— GOAL —
Don't include pictures. Quote the lines below from the first through the line that contains "PanelLeft, X, Plus".

━━━ GIVEN INFORMATION ━━━

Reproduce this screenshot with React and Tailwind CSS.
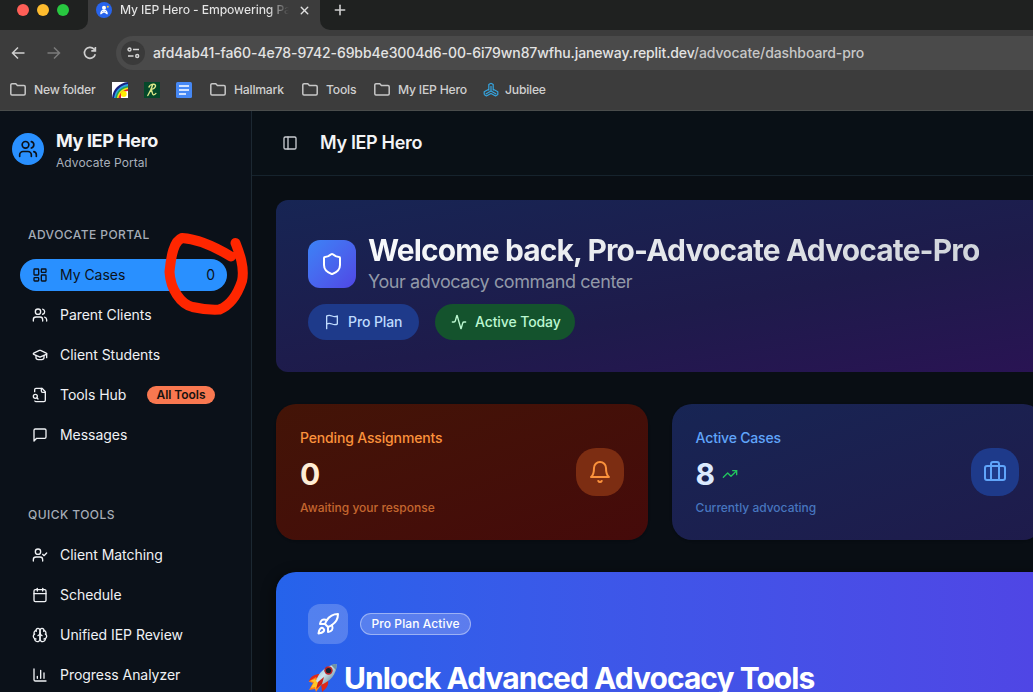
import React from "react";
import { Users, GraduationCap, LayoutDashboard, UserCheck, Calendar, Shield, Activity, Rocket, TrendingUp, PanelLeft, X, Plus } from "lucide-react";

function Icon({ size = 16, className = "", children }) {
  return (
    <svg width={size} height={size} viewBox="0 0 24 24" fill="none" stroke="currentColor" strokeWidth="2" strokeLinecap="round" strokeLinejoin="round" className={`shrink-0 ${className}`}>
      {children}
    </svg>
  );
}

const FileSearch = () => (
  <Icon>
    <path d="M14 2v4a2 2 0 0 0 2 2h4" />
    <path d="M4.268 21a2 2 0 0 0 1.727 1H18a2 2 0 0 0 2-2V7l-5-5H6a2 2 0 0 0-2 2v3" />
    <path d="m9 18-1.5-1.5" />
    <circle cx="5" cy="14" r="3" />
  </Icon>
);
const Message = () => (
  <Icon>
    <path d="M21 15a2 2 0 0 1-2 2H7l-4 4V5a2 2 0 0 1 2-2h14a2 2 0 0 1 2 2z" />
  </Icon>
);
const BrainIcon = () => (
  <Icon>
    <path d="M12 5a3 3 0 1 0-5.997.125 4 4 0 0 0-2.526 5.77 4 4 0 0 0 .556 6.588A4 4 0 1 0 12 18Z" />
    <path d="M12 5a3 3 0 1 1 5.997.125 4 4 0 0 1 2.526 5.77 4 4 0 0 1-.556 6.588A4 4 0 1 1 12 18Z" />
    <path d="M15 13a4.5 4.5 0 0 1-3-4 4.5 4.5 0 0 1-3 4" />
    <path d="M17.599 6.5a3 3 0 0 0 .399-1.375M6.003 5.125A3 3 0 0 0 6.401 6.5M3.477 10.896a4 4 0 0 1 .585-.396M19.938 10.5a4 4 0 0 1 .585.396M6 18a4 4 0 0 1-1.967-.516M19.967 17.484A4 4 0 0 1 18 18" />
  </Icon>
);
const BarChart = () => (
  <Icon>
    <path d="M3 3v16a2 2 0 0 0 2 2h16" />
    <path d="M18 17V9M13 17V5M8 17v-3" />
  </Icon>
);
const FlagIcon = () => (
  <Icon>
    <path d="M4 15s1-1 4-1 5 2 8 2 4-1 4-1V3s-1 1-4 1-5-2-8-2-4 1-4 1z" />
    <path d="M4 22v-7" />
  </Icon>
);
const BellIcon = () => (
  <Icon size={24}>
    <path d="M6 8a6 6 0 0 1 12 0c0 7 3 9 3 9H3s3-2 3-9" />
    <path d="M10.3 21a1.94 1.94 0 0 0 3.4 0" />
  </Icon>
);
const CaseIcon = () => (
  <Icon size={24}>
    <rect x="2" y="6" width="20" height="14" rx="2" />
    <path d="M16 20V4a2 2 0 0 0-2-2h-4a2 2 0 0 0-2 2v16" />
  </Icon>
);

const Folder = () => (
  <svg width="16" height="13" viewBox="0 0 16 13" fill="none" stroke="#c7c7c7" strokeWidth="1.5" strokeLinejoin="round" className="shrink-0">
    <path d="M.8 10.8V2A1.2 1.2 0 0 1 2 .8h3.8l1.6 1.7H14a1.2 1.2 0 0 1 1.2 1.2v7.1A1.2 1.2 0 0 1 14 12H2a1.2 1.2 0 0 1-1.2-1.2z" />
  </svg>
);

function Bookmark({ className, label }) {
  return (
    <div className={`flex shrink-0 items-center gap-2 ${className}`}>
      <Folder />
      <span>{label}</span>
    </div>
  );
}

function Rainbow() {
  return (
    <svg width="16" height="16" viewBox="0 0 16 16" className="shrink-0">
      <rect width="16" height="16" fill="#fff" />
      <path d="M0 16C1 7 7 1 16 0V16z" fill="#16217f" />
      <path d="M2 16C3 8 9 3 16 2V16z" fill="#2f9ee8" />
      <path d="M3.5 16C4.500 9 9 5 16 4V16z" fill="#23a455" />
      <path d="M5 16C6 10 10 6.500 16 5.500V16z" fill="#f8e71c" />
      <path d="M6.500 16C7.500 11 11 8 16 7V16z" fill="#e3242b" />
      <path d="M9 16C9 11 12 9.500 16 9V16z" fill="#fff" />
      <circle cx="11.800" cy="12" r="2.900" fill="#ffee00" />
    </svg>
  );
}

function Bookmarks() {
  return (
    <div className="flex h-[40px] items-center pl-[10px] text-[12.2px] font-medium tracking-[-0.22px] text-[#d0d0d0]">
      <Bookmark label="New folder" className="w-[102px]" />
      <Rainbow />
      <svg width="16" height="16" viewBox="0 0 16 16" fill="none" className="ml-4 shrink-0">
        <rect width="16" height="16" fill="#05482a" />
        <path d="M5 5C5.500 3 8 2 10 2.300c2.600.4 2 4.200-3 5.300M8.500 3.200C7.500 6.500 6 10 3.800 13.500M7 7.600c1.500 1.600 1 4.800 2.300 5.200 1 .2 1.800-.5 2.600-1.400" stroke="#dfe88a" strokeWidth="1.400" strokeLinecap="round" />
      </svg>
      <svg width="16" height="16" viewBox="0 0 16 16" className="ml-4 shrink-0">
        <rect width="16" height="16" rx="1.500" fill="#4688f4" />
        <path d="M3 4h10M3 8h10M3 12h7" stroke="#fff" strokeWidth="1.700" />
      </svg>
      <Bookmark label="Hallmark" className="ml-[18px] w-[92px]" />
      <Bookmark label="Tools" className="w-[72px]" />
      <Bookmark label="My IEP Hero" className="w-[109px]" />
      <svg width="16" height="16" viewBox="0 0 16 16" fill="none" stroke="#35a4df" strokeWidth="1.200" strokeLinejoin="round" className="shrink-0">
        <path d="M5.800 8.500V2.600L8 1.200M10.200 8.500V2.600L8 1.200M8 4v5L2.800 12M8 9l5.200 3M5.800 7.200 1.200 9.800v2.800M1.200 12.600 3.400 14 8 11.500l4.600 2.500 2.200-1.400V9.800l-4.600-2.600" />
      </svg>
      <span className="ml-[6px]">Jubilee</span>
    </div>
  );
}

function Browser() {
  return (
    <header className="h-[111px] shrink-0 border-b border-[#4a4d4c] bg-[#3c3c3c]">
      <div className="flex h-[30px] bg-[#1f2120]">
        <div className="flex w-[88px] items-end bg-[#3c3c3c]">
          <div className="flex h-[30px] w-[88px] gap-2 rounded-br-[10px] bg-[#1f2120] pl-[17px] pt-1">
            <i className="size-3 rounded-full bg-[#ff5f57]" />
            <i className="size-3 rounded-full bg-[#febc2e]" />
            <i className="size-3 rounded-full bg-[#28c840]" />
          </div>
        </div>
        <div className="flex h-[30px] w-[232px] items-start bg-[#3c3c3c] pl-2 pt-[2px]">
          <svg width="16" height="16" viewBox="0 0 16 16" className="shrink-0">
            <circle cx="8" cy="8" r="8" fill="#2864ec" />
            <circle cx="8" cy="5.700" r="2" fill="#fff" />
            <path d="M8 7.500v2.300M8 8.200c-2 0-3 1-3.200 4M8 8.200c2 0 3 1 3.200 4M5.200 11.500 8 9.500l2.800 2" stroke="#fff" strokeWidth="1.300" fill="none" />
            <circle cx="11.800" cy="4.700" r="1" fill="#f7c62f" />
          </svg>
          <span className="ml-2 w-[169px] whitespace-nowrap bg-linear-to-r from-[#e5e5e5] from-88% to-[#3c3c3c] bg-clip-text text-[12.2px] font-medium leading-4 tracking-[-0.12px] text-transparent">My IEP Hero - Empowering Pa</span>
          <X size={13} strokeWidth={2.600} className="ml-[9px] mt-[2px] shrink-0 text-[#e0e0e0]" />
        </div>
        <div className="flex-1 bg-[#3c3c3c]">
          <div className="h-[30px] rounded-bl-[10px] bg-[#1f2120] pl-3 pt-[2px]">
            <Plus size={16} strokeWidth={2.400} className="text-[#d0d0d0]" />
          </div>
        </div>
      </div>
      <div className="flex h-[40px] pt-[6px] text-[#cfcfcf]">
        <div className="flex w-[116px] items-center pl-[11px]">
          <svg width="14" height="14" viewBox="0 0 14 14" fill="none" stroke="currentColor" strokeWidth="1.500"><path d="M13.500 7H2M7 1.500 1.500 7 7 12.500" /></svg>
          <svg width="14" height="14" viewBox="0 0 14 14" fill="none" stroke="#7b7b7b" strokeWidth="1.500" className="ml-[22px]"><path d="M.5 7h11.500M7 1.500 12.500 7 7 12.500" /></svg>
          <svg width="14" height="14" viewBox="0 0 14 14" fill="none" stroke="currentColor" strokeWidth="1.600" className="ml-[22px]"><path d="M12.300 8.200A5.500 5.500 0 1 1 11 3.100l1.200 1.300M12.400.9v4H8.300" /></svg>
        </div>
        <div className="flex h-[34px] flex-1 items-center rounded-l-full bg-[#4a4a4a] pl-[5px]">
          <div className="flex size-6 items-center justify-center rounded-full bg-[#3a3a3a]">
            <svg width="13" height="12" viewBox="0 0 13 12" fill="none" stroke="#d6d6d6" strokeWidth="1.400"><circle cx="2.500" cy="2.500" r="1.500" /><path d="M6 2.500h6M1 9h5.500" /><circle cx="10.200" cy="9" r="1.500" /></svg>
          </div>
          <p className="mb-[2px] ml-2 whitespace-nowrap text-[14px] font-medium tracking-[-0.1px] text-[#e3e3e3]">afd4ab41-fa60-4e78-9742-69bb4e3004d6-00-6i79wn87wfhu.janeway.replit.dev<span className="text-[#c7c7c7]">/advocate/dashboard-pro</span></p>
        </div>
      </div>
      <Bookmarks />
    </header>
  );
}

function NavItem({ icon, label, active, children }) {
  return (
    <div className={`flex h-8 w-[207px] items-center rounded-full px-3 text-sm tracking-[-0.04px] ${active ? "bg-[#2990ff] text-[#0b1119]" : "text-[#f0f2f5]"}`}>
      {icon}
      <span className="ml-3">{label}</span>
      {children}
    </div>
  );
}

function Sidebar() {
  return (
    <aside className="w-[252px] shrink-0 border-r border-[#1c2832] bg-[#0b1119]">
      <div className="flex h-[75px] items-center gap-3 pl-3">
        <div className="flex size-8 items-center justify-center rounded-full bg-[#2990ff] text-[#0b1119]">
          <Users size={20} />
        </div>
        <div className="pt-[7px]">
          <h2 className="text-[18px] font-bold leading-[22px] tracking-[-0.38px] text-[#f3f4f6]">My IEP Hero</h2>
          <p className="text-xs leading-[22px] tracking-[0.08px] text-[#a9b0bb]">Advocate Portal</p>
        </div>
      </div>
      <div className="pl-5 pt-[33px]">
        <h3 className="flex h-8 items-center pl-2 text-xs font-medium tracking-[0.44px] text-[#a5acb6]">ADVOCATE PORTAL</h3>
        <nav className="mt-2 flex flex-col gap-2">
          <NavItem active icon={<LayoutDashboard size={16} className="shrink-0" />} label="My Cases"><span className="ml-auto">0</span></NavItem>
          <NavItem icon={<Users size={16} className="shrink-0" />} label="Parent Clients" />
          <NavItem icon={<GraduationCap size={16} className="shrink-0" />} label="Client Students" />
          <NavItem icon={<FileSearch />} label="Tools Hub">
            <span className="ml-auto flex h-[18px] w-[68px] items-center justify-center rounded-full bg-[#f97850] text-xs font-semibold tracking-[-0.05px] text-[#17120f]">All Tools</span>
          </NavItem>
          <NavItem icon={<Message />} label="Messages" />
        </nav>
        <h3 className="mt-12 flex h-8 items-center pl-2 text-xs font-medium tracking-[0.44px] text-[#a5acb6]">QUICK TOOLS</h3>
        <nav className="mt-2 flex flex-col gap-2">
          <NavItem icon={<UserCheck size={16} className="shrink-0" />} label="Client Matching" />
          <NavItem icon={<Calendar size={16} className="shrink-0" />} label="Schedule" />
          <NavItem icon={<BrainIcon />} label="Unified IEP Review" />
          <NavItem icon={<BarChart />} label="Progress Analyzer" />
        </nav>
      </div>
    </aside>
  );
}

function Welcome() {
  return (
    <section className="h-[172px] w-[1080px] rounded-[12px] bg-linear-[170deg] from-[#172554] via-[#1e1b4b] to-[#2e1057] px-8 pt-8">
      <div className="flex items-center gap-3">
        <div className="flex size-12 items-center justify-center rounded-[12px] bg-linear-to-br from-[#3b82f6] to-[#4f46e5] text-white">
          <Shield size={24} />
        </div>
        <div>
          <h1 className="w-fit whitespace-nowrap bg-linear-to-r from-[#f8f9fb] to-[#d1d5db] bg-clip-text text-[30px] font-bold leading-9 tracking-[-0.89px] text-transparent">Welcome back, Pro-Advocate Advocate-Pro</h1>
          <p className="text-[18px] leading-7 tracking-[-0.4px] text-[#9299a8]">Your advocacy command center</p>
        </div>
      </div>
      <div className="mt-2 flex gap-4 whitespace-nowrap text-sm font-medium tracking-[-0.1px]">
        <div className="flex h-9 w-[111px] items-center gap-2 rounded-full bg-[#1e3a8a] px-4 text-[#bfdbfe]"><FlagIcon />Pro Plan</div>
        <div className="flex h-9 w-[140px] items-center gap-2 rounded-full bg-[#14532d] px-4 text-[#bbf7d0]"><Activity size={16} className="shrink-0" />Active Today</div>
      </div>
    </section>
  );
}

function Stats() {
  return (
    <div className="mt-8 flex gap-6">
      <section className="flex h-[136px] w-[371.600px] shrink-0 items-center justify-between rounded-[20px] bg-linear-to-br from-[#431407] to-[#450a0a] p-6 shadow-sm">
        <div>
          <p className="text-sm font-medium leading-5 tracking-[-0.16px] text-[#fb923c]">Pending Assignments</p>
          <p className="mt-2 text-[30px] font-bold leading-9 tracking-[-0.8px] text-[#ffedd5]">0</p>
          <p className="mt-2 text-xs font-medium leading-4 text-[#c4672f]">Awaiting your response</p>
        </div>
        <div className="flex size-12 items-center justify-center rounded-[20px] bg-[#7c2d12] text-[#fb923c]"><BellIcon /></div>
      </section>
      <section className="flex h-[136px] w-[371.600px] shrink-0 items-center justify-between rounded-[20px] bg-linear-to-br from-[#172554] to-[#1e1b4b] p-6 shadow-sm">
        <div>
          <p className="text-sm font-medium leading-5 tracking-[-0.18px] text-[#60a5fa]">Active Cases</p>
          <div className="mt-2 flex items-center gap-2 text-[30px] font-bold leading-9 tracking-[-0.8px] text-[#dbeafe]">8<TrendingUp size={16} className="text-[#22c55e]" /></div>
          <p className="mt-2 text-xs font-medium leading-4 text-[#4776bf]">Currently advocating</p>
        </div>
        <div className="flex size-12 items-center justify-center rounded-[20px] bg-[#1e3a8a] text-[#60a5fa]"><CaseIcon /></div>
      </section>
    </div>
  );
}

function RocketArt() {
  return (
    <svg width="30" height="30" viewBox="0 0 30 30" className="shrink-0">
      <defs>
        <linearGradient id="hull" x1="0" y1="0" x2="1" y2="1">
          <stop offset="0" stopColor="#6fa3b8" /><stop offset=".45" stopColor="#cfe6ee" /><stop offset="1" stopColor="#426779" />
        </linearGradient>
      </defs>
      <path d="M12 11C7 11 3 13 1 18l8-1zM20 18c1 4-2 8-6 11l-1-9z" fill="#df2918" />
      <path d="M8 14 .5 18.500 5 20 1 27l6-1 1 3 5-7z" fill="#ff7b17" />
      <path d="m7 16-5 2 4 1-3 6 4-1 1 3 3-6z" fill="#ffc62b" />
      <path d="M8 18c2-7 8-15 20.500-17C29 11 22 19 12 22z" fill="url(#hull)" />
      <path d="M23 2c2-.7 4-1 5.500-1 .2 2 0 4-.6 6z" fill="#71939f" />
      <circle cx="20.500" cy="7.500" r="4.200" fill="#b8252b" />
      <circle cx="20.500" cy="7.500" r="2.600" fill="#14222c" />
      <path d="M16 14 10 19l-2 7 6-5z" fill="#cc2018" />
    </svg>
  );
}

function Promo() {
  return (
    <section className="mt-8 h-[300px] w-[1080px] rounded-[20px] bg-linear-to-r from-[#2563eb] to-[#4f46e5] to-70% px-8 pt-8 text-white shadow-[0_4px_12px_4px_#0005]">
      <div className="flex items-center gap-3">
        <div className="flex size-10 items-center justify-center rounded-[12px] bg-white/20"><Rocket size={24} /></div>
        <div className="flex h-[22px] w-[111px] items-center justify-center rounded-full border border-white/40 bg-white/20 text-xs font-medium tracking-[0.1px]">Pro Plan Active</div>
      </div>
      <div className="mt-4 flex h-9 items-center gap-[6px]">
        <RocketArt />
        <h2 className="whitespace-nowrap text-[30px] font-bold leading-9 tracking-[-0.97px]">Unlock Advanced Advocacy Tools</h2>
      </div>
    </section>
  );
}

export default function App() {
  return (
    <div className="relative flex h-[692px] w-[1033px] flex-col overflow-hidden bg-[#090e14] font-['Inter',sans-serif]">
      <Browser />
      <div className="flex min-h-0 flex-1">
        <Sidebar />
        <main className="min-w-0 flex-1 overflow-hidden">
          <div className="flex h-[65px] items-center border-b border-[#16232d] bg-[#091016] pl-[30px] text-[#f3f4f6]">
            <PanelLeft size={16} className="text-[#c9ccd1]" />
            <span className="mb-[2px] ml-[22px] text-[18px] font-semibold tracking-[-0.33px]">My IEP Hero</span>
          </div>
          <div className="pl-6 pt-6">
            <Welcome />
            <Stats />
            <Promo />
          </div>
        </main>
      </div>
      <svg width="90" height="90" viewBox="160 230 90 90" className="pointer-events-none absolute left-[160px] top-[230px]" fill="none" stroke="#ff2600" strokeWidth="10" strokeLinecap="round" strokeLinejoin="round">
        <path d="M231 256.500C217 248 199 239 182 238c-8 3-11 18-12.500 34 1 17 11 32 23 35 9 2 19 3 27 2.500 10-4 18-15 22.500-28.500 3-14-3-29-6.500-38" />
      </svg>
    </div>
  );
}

━━━

— SOLUTION TO THIS EXERCISE —
Reproduce this screenshot with React and Tailwind CSS.
import React from "react";
import { Users, GraduationCap, LayoutDashboard, UserCheck, Calendar, Shield, Activity, Rocket, TrendingUp, PanelLeft, X, Plus } from "lucide-react";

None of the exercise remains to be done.